DEMİRDAĞ cüret, kararlılık ve değişimin genç gücü demektir
“Teorimize ve stratejimize, yaşadığımız topraklara ve dünya gerçeğine vakıf, diyalektik materyalist yöntemi içselleştirmiş, politik olarak üretken, planlı, disiplinli, hedefli bir çalışma tarzını uygulayan, her an öğretmen, her an öğrenci, 24 saat komünist, deneyimli, dersler çıkarmayı bilen, çıkardığı dersleri uygulayan, kolektivizmi içselleştirmiş, geniş kitlelerle canlı siyasi bağları olan, savaşçı, fedakar, gözüpek, inisiyatifli, ufku geniş, karmaşık problemlerin içinden ustaca çıkabilen, eleştiri ve özeleştiride bilimsel, hesapsız, yaşamın hiçbir anında hiçbir kişisel çıkarı, rahat ve olayı gözetmeyen, tamamen Parti’ye, devrime, halka ve yoldaşlarına kendini adamış kadro yapısına sahip olmamız Demokratik Halk Devrimi’ni zafere ulaştırmamız için zorunludur.” (Mehmet Demirdağ)
Bir komünistin sahip olması gereken özellikleri böyle özetliyor Demirdağ. Bu özellikleri “elek” olarak düşünüp kendimizi o süzgeçten bir geçirelim. “Eleğin” altında ve üstünde kalanlar bizim devrimciliğimizin ve sömürü ve baskının olmadığı bir dünya düşümüz için yürüttüğümüz mücadelemizin de göstergeleri olacaktır.
Onu hangi kelime daha iyi anlatır, bunu bilememenin bir ağırlığı olacaktır elbet bu yazıda… Bugün bile saflarımızda geçerliliğini ne yazık ki koruyan hastalıkları mahkum ettiği “Devrimin atak, bilgili ve fedakar kadroları olalım!” makalesi her yoldaşın hala amansız bir tokat gibi okuduğu bir makaledir örneğin.
Önder Demirdağ yoldaş, sağ tasfiyeci ve darbeci rüzgarın örgüt saflarında kol gezdiği dağınıklık sürecine son verecek; gençlik alanından gerilla alanına kadar Proletarya Partisi’nin tüm alanlarında örgütçülüğü, politikaların sistemleştirilmesinde başat rol oynayacaktır.
Demirdağ cüret demektir;
Demirdağ, düşmana karşı amansız savaş ve MLM ideolojinin netliğine sahip olmak demektir.

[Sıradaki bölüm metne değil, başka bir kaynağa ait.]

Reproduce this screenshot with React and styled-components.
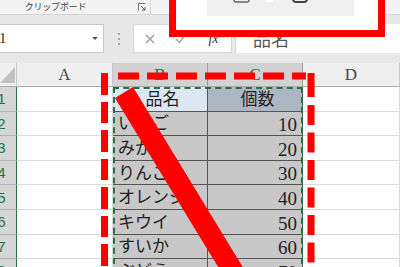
import React from 'react';
import styled, { createGlobalStyle } from 'styled-components';

const GlobalStyle = createGlobalStyle`
  html, body { margin: 0; padding: 0; background: #e8e8e8; overflow: hidden; }
  #root { width: 400px; height: 267px; }
`;

const Page = styled.div`
  position: relative;
  width: 400px;
  height: 267px;
  overflow: hidden;
  background: #e8e8e8;
  font-family: "Noto Sans CJK JP", sans-serif;
`;

const Ribbon = styled.div`
  height: 15px;
  box-sizing: border-box;
  background: #f3f3f3;
  border-bottom: 1px solid #d6d6d6;
  display: flex;
`;

const Group = styled.div`
  margin-left: -27px;
  width: 178px;
  height: 14px;
  box-sizing: border-box;
  display: flex;
  align-items: flex-start;
  border-right: 1px solid #d8d8d8;
`;

const GroupLabel = styled.div`
  flex: 1;
  text-align: center;
  font-size: 9px;
  line-height: 11px;
  color: #444;
  padding-top: 1px;
  letter-spacing: -0.2px;
`;

const Launcher = styled.svg`
  width: 8px;
  height: 8px;
  margin: 3px 4px 0 0;
`;

const FormulaBar = styled.div`
  height: 48px;
  box-sizing: border-box;
  padding-top: 9px;
  display: flex;
  align-items: flex-start;
`;

const NameBox = styled.div`
  margin-left: -20px;
  width: 124px;
  height: 29px;
  box-sizing: border-box;
  background: #fff;
  border: 1px solid #c6c6c6;
  display: flex;
  align-items: center;
  padding-left: 8px;
  font-family: "Liberation Serif", serif;
  font-size: 15px;
  color: #333;
`;

const Caret = styled.span`
  margin-left: auto;
  margin-right: 5px;
  width: 0;
  height: 0;
  border-left: 3px solid transparent;
  border-right: 3px solid transparent;
  border-top: 3px solid #555;
`;

const Grip = styled.div`
  width: 29px;
  height: 29px;
  display: flex;
  flex-direction: column;
  align-items: center;
  justify-content: center;
  gap: 3px;
`;

const Dot = styled.span`
  width: 2px;
  height: 2px;
  background: #a8a8a8;
`;

const FuncBox = styled.div`
  width: 99px;
  height: 29px;
  box-sizing: border-box;
  background: #fff;
  border: 1px solid #d6d6d6;
  display: flex;
  align-items: center;
`;

const Slot = styled.div`
  width: ${p => p.$w}px;
  height: 100%;
  display: flex;
  align-items: center;
  justify-content: center;
  color: #333;
`;

const Fx = styled.span`
  font-family: "Liberation Serif", serif;
  font-style: italic;
  font-size: 14px;
  margin-top: 0px;
`;

const FormulaInput = styled.div`
  flex: 1;
  margin-left: 3px;
  height: 29px;
  box-sizing: border-box;
  background: #fff;
  border-left: 1px solid #d6d6d6;
  padding: 4px 0 0 17px;
  font-size: 18px;
  line-height: 20px;
  color: #555;
`;

const Sheet = styled.div`
  margin-left: -13px;
  display: grid;
  grid-template-columns: 30px 96px 95px 95px 97px;
  grid-template-rows: 24px repeat(8, 24.6px);
`;

const placed = p => `grid-column: ${p.$c}; grid-row: ${p.$r};`;

const Corner = styled.div`
  ${placed}
  background: #efefef;
  border-right: 1px solid #c6c6c6;
  border-bottom: 1px solid #ababab;
  box-sizing: border-box;
  display: flex;
  align-items: flex-end;
  justify-content: flex-end;
  padding: 0 1px 3px 0;
`;

const ColHead = styled.div`
  ${placed}
  box-sizing: border-box;
  background: ${p => (p.$sel ? '#d2d2d2' : '#efefef')};
  color: ${p => (p.$sel ? '#217346' : '#444')};
  border-right: 1px solid ${p => (p.$sel ? '#9e9e9e' : '#c6c6c6')};
  border-bottom: 1px solid #ababab;
  display: flex;
  align-items: center;
  justify-content: center;
  font-family: "Liberation Serif", serif;
  font-size: 17px;
  padding-top: 1px;
`;

const RowHead = styled.div`
  ${placed}
  box-sizing: border-box;
  background: #d6d6d6;
  color: #217346;
  border-right: 1px solid #217346;
  border-bottom: 1px solid #b5b5b5;
  display: flex;
  align-items: center;
  justify-content: center;
  font-family: "Liberation Sans", sans-serif;
  font-size: 15px;
`;

const tones = {
  plain: { bg: '#ffffff', line: '#dadada' },
  key: { bg: '#dde7f3', line: '#555' },
  title: { bg: '#adb7c4', line: '#555' },
  data: { bg: '#c8c8c8', line: '#555' },
};

const Cell = styled.div`
  ${placed}
  box-sizing: border-box;
  background: ${p => tones[p.$tone].bg};
  border-right: 1px solid ${p => tones[p.$tone].line};
  border-bottom: 1px solid ${p => tones[p.$tone].line};
  display: flex;
  align-items: ${p => (p.$num ? 'flex-end' : 'center')};
  justify-content: ${p => p.$justify || 'flex-start'};
  padding: ${p => (p.$num ? '0 5px 0 0' : '0 0 2px 5px')};
  font-family: ${p => (p.$num ? '"Liberation Serif", serif' : '"Noto Sans CJK JP", sans-serif')};
  font-size: ${p => (p.$num ? '19px' : '17px')};
  line-height: ${p => (p.$num ? '21px' : '22px')};
  color: #222;
  white-space: nowrap;
  overflow: hidden;
`;

const Ants = styled.div`
  grid-column: 3 / 5;
  grid-row: 2 / span 8;
  border: 2px dashed #217346;
  box-sizing: border-box;
  pointer-events: none;
`;

const Overlay = styled.svg`
  position: absolute;
  left: 0;
  top: 0;
  pointer-events: none;
`;

const rows = [
  ['品名', '個数'],
  ['いちご', '10'],
  ['みかん', '20'],
  ['りんご', '30'],
  ['オレンジ', '40'],
  ['キウイ', '50'],
  ['すいか', '60'],
  ['ぶどう', '70'],
];

export default function App() {
  const red = '#ff0000';
  const dx = 0.61;
  return (
    <Page>
      <GlobalStyle />
      <Ribbon>
        <Group>
          <GroupLabel>クリップボード</GroupLabel>
          <Launcher viewBox="0 0 8 8">
            <path d="M0.5 7.5V0.5H7.5" fill="none" stroke="#777" strokeWidth="1" />
            <path d="M3 3L7 7M7 4V7H4" fill="none" stroke="#555" strokeWidth="1" />
          </Launcher>
        </Group>
      </Ribbon>
      <FormulaBar>
        <NameBox>
          B1
          <Caret />
        </NameBox>
        <Grip>
          <Dot />
          <Dot />
          <Dot />
        </Grip>
        <FuncBox>
          <Slot $w={31}>
            <svg width="10" height="10" viewBox="0 0 10 10">
              <path d="M1 1L9 9M9 1L1 9" stroke="#9a9a9a" strokeWidth="1.3" />
            </svg>
          </Slot>
          <Slot $w={31}>
            <svg width="11" height="10" viewBox="0 0 11 10">
              <path d="M1 5L4.5 8.5L10 1" fill="none" stroke="#a0a0a0" strokeWidth="1.3" />
            </svg>
          </Slot>
          <Slot $w={35}>
            <Fx>fx</Fx>
          </Slot>
        </FuncBox>
        <FormulaInput>品名</FormulaInput>
      </FormulaBar>
      <Sheet>
        <Corner $c={1} $r={1}>
          <svg width="15" height="16" viewBox="0 0 15 16">
            <path d="M15 0V16H0Z" fill="#c2c2c2" />
          </svg>
        </Corner>
        <ColHead $c={2} $r={1}>A</ColHead>
        <ColHead $c={3} $r={1} $sel>B</ColHead>
        <ColHead $c={4} $r={1} $sel>C</ColHead>
        <ColHead $c={5} $r={1}>D</ColHead>
        {rows.map(([name, val], i) => (
          <React.Fragment key={i}>
            <RowHead $c={1} $r={i + 2}>{i + 1}</RowHead>
            <Cell $c={2} $r={i + 2} $tone="plain" />
            <Cell
              $c={3}
              $r={i + 2}
              $tone={i === 0 ? 'key' : 'data'}
              $justify={i === 0 ? 'center' : 'flex-start'}
            >
              {name}
            </Cell>
            <Cell
              $c={4}
              $r={i + 2}
              $tone={i === 0 ? 'title' : 'data'}
              $justify={i === 0 ? 'center' : 'flex-end'}
              $num={i !== 0}
            >
              {val}
            </Cell>
            <Cell $c={5} $r={i + 2} $tone="plain" />
          </React.Fragment>
        ))}
        <Ants />
      </Sheet>
      <Overlay width="400" height="267" viewBox="0 0 400 267">
        <rect x="172.5" y="-20" width="209" height="53.5" fill="#fff" stroke={red} strokeWidth="7" />
        <rect x="207" y="0" width="147" height="16" fill="#f0f0f0" />
        <rect x="234" y="-8" width="15" height="10" rx="2" fill="none" stroke="#666" strokeWidth="1.5" />
        <rect x="266" y="-6" width="7" height="8" fill="#fff" />
        <rect x="293" y="-8" width="14" height="10" rx="3" fill="none" stroke="#444" strokeWidth="2" />
        <line x1="104.5" y1="73" x2="104.5" y2="275" stroke={red} strokeWidth="7" strokeDasharray="22 7 21 7" />
        <line x1="118" y1="76" x2="306" y2="76" stroke={red} strokeWidth="7" strokeDasharray="21 8" />
        <line
          x1="311"
          y1="73"
          x2="311"
          y2="275"
          stroke={red}
          strokeWidth="7"
          strokeDasharray="24 8 20 7.5 20 7.5 20 7.5 20 7.5 20 7.5 20 7.5 20 7.5"
        />
        <line
          x1="124"
          y1="92.5"
          x2={124 + dx * 210}
          y2={302.5}
          stroke={red}
          strokeWidth="21"
        />
      </Overlay>
    </Page>
  );
}
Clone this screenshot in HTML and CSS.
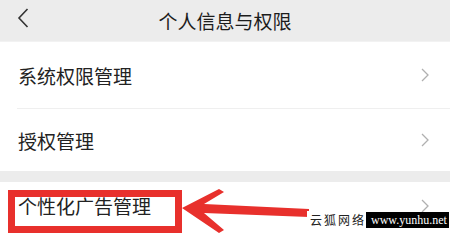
FILE: index.html
```html
<!DOCTYPE html>
<html lang="zh">
<head>
<meta charset="utf-8">
<link rel="stylesheet" href="styles.css">
</head>
<body>
<div class="screen">
  <header class="topbar">
    <svg class="back" width="12" height="20" viewBox="0 0 12 20"><path d="M10.5 1 L2 10 L10.5 19" fill="none" stroke="#333" stroke-width="1.6"/></svg>
    <div class="title">个人信息与权限</div>
  </header>
  <div class="row row1">
    <span class="label">系统权限管理</span>
    <svg class="chev" width="8" height="14" viewBox="0 0 8 14"><path d="M1 1 L7 7 L1 13" fill="none" stroke="#b0b0b0" stroke-width="1.3"/></svg>
  </div>
  <div class="divider"></div>
  <div class="row row2">
    <span class="label">授权管理</span>
    <svg class="chev" width="8" height="14" viewBox="0 0 8 14"><path d="M1 1 L7 7 L1 13" fill="none" stroke="#b0b0b0" stroke-width="1.3"/></svg>
  </div>
  <div class="band"></div>
  <div class="row row3">
    <span class="label">个性化广告管理</span>
    <svg class="chev" width="8" height="14" viewBox="0 0 8 14"><path d="M1 1 L7 7 L1 13" fill="none" stroke="#b0b0b0" stroke-width="1.3"/></svg>
  </div>

  <div class="redbox"></div>
  <svg class="arrow" width="140" height="50" viewBox="180 186 140 50"><polygon points="182,208 219,189 224,192 204,204 309,209 309,217 204,213 224,230 219,233" fill="#e8302c"/></svg>
  <div class="watermark"><span class="wm-cn">云狐网络</span><span class="wm-url">www.yunhu.net</span></div>
</div>
</body>
</html>
```
FILE: styles.css
```css
html, body {
  margin: 0;
  padding: 0;
  background: #fff;
}
.screen {
  position: relative;
  width: 450px;
  height: 236px;
  overflow: hidden;
  font-family: "Noto Sans CJK SC", "Noto Sans", sans-serif;
  background: #fff;
}
.topbar {
  height: 41px;
  background: #ececec;
  border-bottom: 1px solid #f2f2f2;
  display: flex;
  align-items: center;
  justify-content: center;
  position: relative;
}
.back {
  position: absolute;
  left: 17px;
  top: 8px;
}
.title {
  font-size: 19px;
  line-height: 1;
  color: #1c1c1c;
  margin-top: -1px;
}
.row {
  display: flex;
  align-items: center;
  justify-content: space-between;
  padding: 0 21px 0 18px;
}
.row1 { height: 66px; }
.row2 { height: 62px; }
.row3 { height: 55px; padding-bottom: 8px; box-sizing: border-box; }
.label {
  font-size: 19px;
  line-height: 1;
  color: #222;
}
.divider {
  height: 1px;
  margin-left: 17px;
  background: #efefef;
}
.band {
  height: 11px;
  background: #ececec;
}
.redbox {
  position: absolute;
  left: 8px;
  top: 190px;
  width: 160px;
  height: 29px;
  border: 7px solid #e8302c;
}
.arrow {
  position: absolute;
  left: 180px;
  top: 186px;
}
.watermark {
  position: absolute;
  left: 307px;
  top: 211px;
  width: 143px;
  display: flex;
  align-items: center;
  white-space: nowrap;
}
.wm-cn {
  flex: 0 0 58px;
  box-sizing: border-box;
  font-size: 12px;
  letter-spacing: 2px;
  color: #222;
  background: #fff;
  padding-left: 3px;
  line-height: 17px;
}
.wm-url {
  flex: 0 0 83px;
  box-sizing: border-box;
  background: #000;
  color: #fff;
  font-family: "Liberation Serif", serif;
  font-size: 12px;
  line-height: 16px;
  padding-left: 5px;
  overflow: hidden;
}
```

Düşmandan başımıza ne geleceğinin hesabını değil, “düşmanın başına ne getirebiliriz”in hesabını yapmak demektir. Durduğumuz yeri korumak değil, daha fazla örgütlenme alanı, imkanı yaratmak demektir. Kitle ilişkilerini belli sınırlarda tutmak ya da daha kötüsü tüketmek değil, daha fazla kitle ile siyasi bağlar kurabilmek demektir. Halktan korkmak, “acaba halk ne tepki verir?” telaşına düşmek değil; halkla bütünleşerek, halkın tepkisini halka gidip öğrenerek ileriye adım atmak demektir. Demirdağ, beynimize vurulan “imkansız” zincirleri kırmak demektir.
Son zamanlarda saflarımızda en çok etkisini gösteren hastalıkların başında “güvensizlik” meselesi geliyor. Kendimize, örgütümüze ve halka olan “güvensizlik” birçok “başarısızlığımızın” sebebi. Başarısız olma psikolojisi ile çalışıyor beynimiz. Kafamızda onlarca “imkansız” dediğimiz zincir var.
Çevremizdeki insanları örgütleyemeyeceğimizi/hatta onların örgütlenmeyeceğini düşünüyoruz mesela. Komşumuzun gazetemizi almayacağını, bu semtten “bir şey çıkmayacağını”, gençlerin örgütlenmek için bir sebebi kalmadığını, kadınların kesinlikle evlerinden çıkmayacağını düşünüyoruz. Değil binlerin-milyonların örgütlenmesinin, yeni 5-10 kişinin örgütlenmesinin dahi hayali olduğuna karar veriyoruz. Örgütlü duruyor ama aynı zamanda yılgınlığın, yorgunluğun adresi sorulduğunda biz gösteriliyoruz. Sürekli koşturuyor, ama somut hiçbir sonuç elde edemiyoruz (Demirdağ bu durumu “uyur-koşar”lık olarak tanımlar).
Oysa beynimizdeki “imkansız” kavramını yıkmadan devrim mücadelemizde zerre adım ilerlemek mümkün olamaz. Şimdi dönüp bir kez daha bizi anlatan ve bize çözüm sunan makalelerini okuyalım Demirdağ yoldaşı. Onun “İyi ve güzel şeyler için yaşanıyorsa hayatta, ölüm de o kadar güzeldir” diyerek kuşandığı cüretten ve kararlılıktan öğrenelim!